The 1971 Washington Senators finished the season at 63–96 and attracted only 655,156 fans. American League team owners were primed to approve a franchise move. An oft-mentioned location was the rapidly-expanding Dallas-Fort Worth area (2,424,131 population in 1970). On September 20, 1971, American League owners voted to approve moving the Senators to Arlington, Texas, for the 1972 season.

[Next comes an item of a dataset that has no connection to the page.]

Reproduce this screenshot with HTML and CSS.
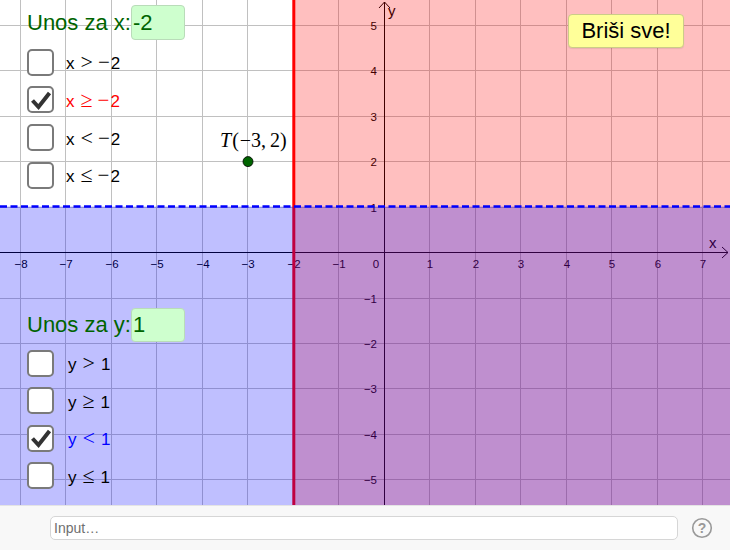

One of the key reasons American League owners approved the move was Turnpike Stadium. But while 20,000 was capacious for a minor league park, it was inadequate for a major league franchise in 1972. The approval of the franchise shift was contingent on an agreement to expand the ballpark yet again. When the 1972 season opened, the capacity of more than 35,000 was almost entirely the result of construction of the largest bleacher section in major league ball. The new seating area comprised rows of aluminum benches from the foul side of the left field foul pole to the foul side of the right field pole, forming almost a complete semi-circle.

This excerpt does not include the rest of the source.